Facyson won’t blanket a receiver like Fuller will, but he has the best closing speed I’ve seen since Brandon Flowers. Facyson also does a great job at pattern recognition and uses his quickness to beat the receivers to their spot. This duo has great ball skills as well, something that comes in handy when trying to turn the ball over. If they’re in position to make a play on the ball, they’ll come away with an interception more often than not.
It helps that they’re playing in a Bud Foster defense as. They get lots of interceptions because they get lots of chances. Foster and his secondary coach Torrian Gray have built a complex coverage system that confuses a lot of opponents. Combine that complexity with a Foster’s ability to pressure the quarterback, and those corners are going to consistently be in advantageous situations.
5. Virginia Tech has been down a bit from when it had eight straight 10-win seasons from 2004-11. What is the current sense of just how good this Hokies team can be among VT fans and what do you think about the team's chances in Ohio Stadium?

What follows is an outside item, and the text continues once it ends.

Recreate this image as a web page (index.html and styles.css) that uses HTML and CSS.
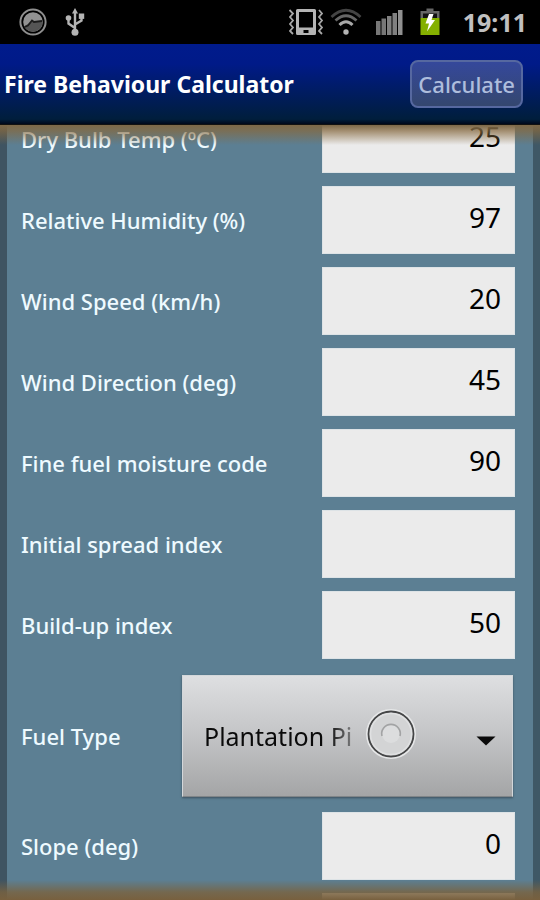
FILE: index.html
```html
<!DOCTYPE html>
<html lang="en">
<head>
<meta charset="UTF-8">
<meta name="viewport" content="width=device-width, initial-scale=1.0">
<title>Fire Behaviour Calculator</title>
<link rel="stylesheet" href="styles.css">
</head>
<body>
<div class="status-bar">
<div class="status-left">
<svg class="icon" width="28" height="28" viewBox="0 0 28 28">
<circle cx="14" cy="14" r="12.6" fill="none" stroke="#8f8f8f" stroke-width="2"/>
<circle cx="14" cy="14" r="9.8" fill="#929292"/>
<path d="M5 18.5 L12 14 L23.500 13 A9.800 9.800 0 0 1 7 21 Z" fill="#555"/>
<path d="M5.500 19 L9 17.500 L13 12.500 L15 14 L23 13" fill="none" stroke="#1c1c1c" stroke-width="1.800"/>
</svg>
<svg class="icon" width="20" height="28" viewBox="0 0 20 28">
<path d="M10 4 V24 M10 20 L3.500 15.500 V10 M10 16.500 L16.500 12.500 V8" fill="none" stroke="#b4b4b4" stroke-width="2.400"/>
<path d="M10 0 L13 5.500 H7 Z" fill="#b4b4b4"/>
<circle cx="10" cy="24.300" r="3.500" fill="#b4b4b4"/>
<circle cx="3.500" cy="10" r="2.800" fill="#b4b4b4"/>
<rect x="13.800" y="5.500" width="5.400" height="5.400" fill="#b4b4b4"/>
</svg>
</div>
<div class="status-right">
<svg class="icon" width="36" height="28" viewBox="0 0 36 28">
<path d="M9.500 1 H26.500 Q28 1 28 2.500 V25.500 Q28 27 26.500 27 H9.500 Q8 27 8 25.500 V2.500 Q8 1 9.500 1 Z M11 4 V19.500 H25 V4 Z M15.500 22 V25 H20.500 V22 Z" fill="#b4b4b4" fill-rule="evenodd"/>
<path d="M1.500 2 L5 5.500 L2 9 L5 12.500 L2 16 L5 19.500 L2 23 L5 26 M31 2 L34 5.500 L31 9 L34 12.500 L31 16 L34 19.500 L31 23 L34 26" fill="none" stroke="#a8a8a8" stroke-width="1.800"/>
</svg>
<svg class="icon wifi" width="32" height="28" viewBox="0 0 32 28">
<path d="M1.500 9 Q16 -4.500 30.500 9" fill="none" stroke="#444" stroke-width="2.800"/>
<path d="M5.500 12.500 Q16 3 26.500 12.500" fill="none" stroke="#666" stroke-width="2.800"/>
<path d="M9.500 17 Q16 10.500 22.500 17" fill="none" stroke="#a8a8a8" stroke-width="3"/>
<circle cx="16" cy="24" r="2.700" fill="#b4b4b4"/>
</svg>
<svg class="icon signal" width="28" height="28" viewBox="0 0 28 28">
<path d="M1 13 H5.500 V27 H1 Z M6.500 10.500 H11 V27 H6.500 Z" fill="#777"/>
<path d="M12 8 H16.500 V27 H12 Z M17.500 5 H22 V27 H17.500 Z" fill="#808080"/>
<path d="M23 2 H27.500 V27 H23 Z" fill="#909090"/>
</svg>
<svg class="icon battery" width="20" height="28" viewBox="0 0 20 28">
<path d="M6.500 0.500 H13.500 V3 H19.500 V10 H0.500 V3 H6.500 Z" fill="#666"/>
<path d="M3 5.500 H17 V10 H3 Z" fill="#111"/>
<path d="M0.500 10 H19.500 V27 H0.500 Z" fill="#84b000"/>
<path d="M9 6 L13.500 6 L11.500 12 L15 12 L7 23.500 L9 15.500 L5.500 15.500 Z" fill="#fff"/>
</svg>
<span class="clock">19:11</span>
</div>
</div>

<header class="title-bar">
<h1>Fire Behaviour Calculator</h1>
<button type="button" class="calculate">Calculate</button>
</header>

<main class="scroller">
<form class="fields">
<div class="row">
<label for="temp">Dry Bulb Temp (ºC)</label>
<input type="text" id="temp" value="25">
</div>
<div class="row">
<label for="humidity">Relative Humidity (%)</label>
<input type="text" id="humidity" value="97">
</div>
<div class="row">
<label for="wind-speed">Wind Speed (km/h)</label>
<input type="text" id="wind-speed" value="20">
</div>
<div class="row">
<label for="wind-dir">Wind Direction (deg)</label>
<input type="text" id="wind-dir" value="45">
</div>
<div class="row">
<label for="ffmc">Fine fuel moisture code</label>
<input type="text" id="ffmc" value="90">
</div>
<div class="row">
<label for="isi">Initial spread index</label>
<input type="text" id="isi" value="">
</div>
<div class="row">
<label for="bui">Build-up index</label>
<input type="text" id="bui" value="50">
</div>
<div class="row">
<label for="fuel">Fuel Type</label>
<div class="spinner">
<select id="fuel">
<option>Plantation Pi</option>
</select>
<svg class="ring" width="50" height="50" viewBox="0 0 50 50">
<circle cx="25" cy="25" r="24" fill="none" stroke="#e6e7e8" stroke-width="2"/>
<circle cx="25" cy="25" r="22.500" fill="#d3d4d5" stroke="#454647" stroke-width="1.800"/>
<circle cx="25" cy="25" r="20.500" fill="none" stroke="#e0e1e2" stroke-width="1.500"/>
<circle cx="25" cy="25" r="9" fill="#dcddde"/>
<path d="M16 27 A9.300 9.300 0 1 1 34 27" fill="none" stroke="#a2a3a4" stroke-width="1.600"/>
</svg>
<svg class="arrow" width="20" height="10" viewBox="0 0 20 10">
<path d="M0.500 0.500 H19.500 L10 9.500 Z" fill="#0a0a0a"/>
</svg>
</div>
</div>
<div class="row">
<label for="slope">Slope (deg)</label>
<input type="text" id="slope" value="0">
</div>
<div class="row">
<input type="text" aria-label="Aspect">
</div>
</form>
</main>
</body>
</html>
```
FILE: styles.css
```css
* {
box-sizing: border-box;
}
body {
margin: 0;
height: 100vh;
display: flex;
flex-direction: column;
overflow: hidden;
background: #000;
font-family: 'Noto Sans', 'Open Sans', sans-serif;
}
.status-bar {
display: flex;
flex: none;
justify-content: space-between;
align-items: center;
height: 44px;
padding: 0 13px 0 19px;
background: #000;
}
.status-left {
display: flex;
gap: 18px;
}
.status-right {
display: flex;
align-items: center;
gap: 12px;
}
.icon {
display: block;
}
.wifi {
margin: 0 1px 0 -6px;
}
.battery {
margin: 0 11px 0 5px;
}
.clock {
color: #c0c0c0;
font-size: 25px;
font-weight: bold;
line-height: 28px;
}
.title-bar {
display: flex;
flex: none;
justify-content: space-between;
align-items: center;
height: 81px;
padding: 0 17px 0 4px;
background: linear-gradient(#001b8c, #001a88 25%, #001e3c 94%, #00081a);
border-bottom: 1px solid #111;
}
.title-bar h1 {
margin: 0;
color: #fff;
font-size: 23px;
line-height: 32px;
}
.calculate {
height: 48px;
padding: 0 6px;
background: linear-gradient(#35489b, #34476f);
border: 2px solid #5668a0;
border-radius: 8px;
color: #aebddd;
font-family: inherit;
font-size: 22px;
font-weight: 500;
}
.scroller {
position: relative;
flex: 1;
min-height: 0;
padding: 0 7px;
overflow: hidden;
background: linear-gradient(90deg, #3f5462 7px, #5c7f93 7px, #5c7f93 calc(100% - 7px), #3f5866 calc(100% - 7px));
}
/* edge glow at both ends of the list */
.scroller::before,
.scroller::after {
content: "";
position: absolute;
left: 0;
right: 0;
height: 20px;
pointer-events: none;
}
.scroller::before {
top: 0;
background: linear-gradient(#7d6848, rgba(133, 104, 62, 0.7) 30%, rgba(133, 104, 62, 0));
}
.scroller::after {
bottom: 0;
background: linear-gradient(rgba(122, 98, 62, 0), rgba(122, 98, 62, 0.8) 60%, #78603e);
}
/* list is scrolled a little past the first row */
.fields {
display: flex;
flex-direction: column;
gap: 13px;
margin-top: -20px;
padding: 0 18px 0 14px;
}
.row {
display: flex;
justify-content: space-between;
align-items: center;
}
.row label {
color: #eefaff;
font-size: 22px;
font-weight: 500;
line-height: 32px;
}
.row input {
width: 193px;
height: 68px;
margin-left: auto;
padding: 0 13px 6px;
background: #ebebeb;
border: 1px solid #dde3e6;
color: #000;
font-family: inherit;
font-size: 28px;
text-align: right;
}
.spinner {
position: relative;
width: 331px;
height: 122px;
margin: 3px 2px 2px 0;
background: linear-gradient(#dedfe1, #c3c4c6 50%, #a4a5a6);
border: 1px solid #d3d7da;
border-bottom-color: #808588;
box-shadow: 0 1px 2px rgba(40, 50, 60, 0.6);
}
.spinner select {
width: 100%;
height: 100%;
padding: 0 150px 0 21px;
appearance: none;
border: none;
background: linear-gradient(90deg, #0a0a0a 145px, rgba(10, 10, 10, 0.2) 176px) text;
color: transparent;
font-family: inherit;
font-size: 25px;
}
.spinner option {
color: #0a0a0a;
}
.ring {
position: absolute;
top: 33px;
right: 96px;
pointer-events: none;
}
.arrow {
position: absolute;
top: 60px;
right: 16px;
pointer-events: none;
}
```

There were a lot of reasons the Hokies have struggled the past two seasons and most of those reasons were on the offensive side of the ball. Frank Beamer went through a rare staff reshuffling after the 2012 season and we are starting to see the benefits. The offensive game plans are more coherent and the recruiting has improved dramatically (there’s a reason so many freshmen are playing large roles in the offense). 2014 should see significant improvement in offensive production for the Hokies. Bud Foster always fields a solid defense. Even with the departure of most of Foster's front seven, there is hope in Blacksburg that this defense can be as good as last years elite unit. The secondary is the best in the country and the defensive line should be able to get after the quarterback. The linebackers are untested and are probably the biggest question mark on the defense. If the offense improves from awful to average, I think this could turn into a pretty special season for the Hokies. The red zone offense will have to improve, but if the running game can find a way to punch it in near the goal line this offense will cause problems for a lot of people.

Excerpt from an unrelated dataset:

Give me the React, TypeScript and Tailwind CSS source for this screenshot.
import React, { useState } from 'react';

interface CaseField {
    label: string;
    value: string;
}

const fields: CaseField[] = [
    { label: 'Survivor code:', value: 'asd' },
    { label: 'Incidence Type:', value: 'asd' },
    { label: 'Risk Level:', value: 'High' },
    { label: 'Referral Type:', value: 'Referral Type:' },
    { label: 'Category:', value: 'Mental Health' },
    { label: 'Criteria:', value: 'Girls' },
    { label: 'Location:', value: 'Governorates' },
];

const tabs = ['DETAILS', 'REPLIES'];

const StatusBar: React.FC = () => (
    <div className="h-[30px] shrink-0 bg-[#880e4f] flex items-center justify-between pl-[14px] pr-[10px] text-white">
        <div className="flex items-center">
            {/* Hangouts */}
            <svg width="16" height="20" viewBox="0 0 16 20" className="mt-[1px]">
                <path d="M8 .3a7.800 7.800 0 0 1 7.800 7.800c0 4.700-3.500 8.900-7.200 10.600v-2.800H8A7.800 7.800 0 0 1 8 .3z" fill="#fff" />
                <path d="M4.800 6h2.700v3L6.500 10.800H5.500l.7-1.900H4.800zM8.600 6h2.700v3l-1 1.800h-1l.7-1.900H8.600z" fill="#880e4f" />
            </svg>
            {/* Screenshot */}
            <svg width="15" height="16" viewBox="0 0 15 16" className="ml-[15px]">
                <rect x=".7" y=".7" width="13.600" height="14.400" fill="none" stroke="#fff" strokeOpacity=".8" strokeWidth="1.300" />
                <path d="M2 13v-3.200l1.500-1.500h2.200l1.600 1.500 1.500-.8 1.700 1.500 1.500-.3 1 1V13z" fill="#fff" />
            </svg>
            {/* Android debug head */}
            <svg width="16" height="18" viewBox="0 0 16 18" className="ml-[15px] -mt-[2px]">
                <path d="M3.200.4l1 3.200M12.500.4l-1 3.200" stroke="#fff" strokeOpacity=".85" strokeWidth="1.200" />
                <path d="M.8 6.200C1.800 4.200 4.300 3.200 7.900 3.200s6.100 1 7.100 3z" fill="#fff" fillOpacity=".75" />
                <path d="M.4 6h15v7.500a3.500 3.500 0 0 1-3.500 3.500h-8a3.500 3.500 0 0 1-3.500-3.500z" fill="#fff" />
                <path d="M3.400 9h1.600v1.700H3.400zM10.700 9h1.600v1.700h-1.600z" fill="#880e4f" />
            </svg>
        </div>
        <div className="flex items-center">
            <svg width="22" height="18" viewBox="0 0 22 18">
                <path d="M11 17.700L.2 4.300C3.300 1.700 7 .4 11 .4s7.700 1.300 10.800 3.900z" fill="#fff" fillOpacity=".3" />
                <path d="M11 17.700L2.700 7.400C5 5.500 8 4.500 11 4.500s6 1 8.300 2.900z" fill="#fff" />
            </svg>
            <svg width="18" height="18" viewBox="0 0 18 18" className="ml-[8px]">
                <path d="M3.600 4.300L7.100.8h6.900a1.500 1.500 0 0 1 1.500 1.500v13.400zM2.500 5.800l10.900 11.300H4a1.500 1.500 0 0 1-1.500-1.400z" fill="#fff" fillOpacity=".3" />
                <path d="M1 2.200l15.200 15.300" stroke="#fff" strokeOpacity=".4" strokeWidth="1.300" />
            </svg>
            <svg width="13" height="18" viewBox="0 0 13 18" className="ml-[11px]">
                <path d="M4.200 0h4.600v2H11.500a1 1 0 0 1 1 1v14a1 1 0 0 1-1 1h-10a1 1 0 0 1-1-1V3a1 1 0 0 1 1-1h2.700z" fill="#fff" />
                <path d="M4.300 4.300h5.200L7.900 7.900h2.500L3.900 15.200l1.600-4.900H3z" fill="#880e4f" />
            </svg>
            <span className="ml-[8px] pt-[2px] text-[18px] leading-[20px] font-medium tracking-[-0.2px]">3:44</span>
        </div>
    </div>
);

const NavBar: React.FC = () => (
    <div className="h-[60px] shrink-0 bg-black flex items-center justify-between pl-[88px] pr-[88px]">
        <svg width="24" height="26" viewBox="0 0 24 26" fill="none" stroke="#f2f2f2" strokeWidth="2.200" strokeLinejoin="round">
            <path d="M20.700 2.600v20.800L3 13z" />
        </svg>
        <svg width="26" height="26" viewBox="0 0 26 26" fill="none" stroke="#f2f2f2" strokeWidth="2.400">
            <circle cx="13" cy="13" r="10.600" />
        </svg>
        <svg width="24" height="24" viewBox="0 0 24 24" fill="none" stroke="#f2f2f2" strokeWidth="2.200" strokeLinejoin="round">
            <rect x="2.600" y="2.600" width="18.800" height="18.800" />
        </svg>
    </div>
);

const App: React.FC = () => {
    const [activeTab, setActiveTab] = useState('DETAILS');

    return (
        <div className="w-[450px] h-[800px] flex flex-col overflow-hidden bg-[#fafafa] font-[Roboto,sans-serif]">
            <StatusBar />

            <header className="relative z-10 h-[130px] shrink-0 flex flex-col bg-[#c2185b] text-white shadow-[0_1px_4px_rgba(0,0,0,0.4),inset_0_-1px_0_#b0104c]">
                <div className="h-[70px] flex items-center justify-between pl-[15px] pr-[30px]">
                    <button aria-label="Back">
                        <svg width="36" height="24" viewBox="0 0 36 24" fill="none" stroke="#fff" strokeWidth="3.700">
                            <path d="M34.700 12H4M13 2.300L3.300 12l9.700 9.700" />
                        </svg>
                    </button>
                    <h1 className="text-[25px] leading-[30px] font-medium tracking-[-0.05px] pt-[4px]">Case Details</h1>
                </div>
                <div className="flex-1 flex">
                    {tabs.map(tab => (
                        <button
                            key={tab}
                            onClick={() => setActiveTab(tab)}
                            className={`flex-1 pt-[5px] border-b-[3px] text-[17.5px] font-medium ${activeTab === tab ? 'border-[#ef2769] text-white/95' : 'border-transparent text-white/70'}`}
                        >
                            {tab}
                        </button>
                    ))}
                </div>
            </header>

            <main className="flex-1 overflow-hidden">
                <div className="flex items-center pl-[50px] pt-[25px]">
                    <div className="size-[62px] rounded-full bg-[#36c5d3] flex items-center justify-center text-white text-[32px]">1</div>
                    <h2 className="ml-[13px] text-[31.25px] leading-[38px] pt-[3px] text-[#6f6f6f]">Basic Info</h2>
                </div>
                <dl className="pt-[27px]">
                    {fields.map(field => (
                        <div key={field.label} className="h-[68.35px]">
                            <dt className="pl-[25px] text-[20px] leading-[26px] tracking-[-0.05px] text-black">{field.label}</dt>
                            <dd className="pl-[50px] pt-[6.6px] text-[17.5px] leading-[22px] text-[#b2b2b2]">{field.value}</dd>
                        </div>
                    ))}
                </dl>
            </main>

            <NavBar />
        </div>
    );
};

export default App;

I actually like Virginia Tech’s chances in this game. Michael Brewer doesn’t come across as the type of quarterback you need to worry about throwing multiple interceptions in one game. With freshmen Marshawn Williams and Shai McKenzie named as co-starters for the game Tech should have two very talented players touting the rock. Ohio State has one of the best defensive lines in the country but against Navy I saw the linebackers and safeties miss an awful lot of tackles. If the ground game can stay ahead of the chains, don’t be surprised if the passing game finds some success down the field. There’s a reason it’s rare to find a freshman who has success against Foster. He’s the best defensive coordinator in the country and he fields elite defense after elite defense, usually without the benefit of elite talent. J.T. Barrett isn’t as explosive as Braxton was on the ground and against Navy I saw him complete passes to a lot of wide open receivers. I doubt that his targets will be as open this Saturday as they were last. If Tech finds a way to prevent the running game from reeling off explosive play after explosive play, I would expect Barrett to struggle against this secondary. My prediction is Virginia Tech, 27-17.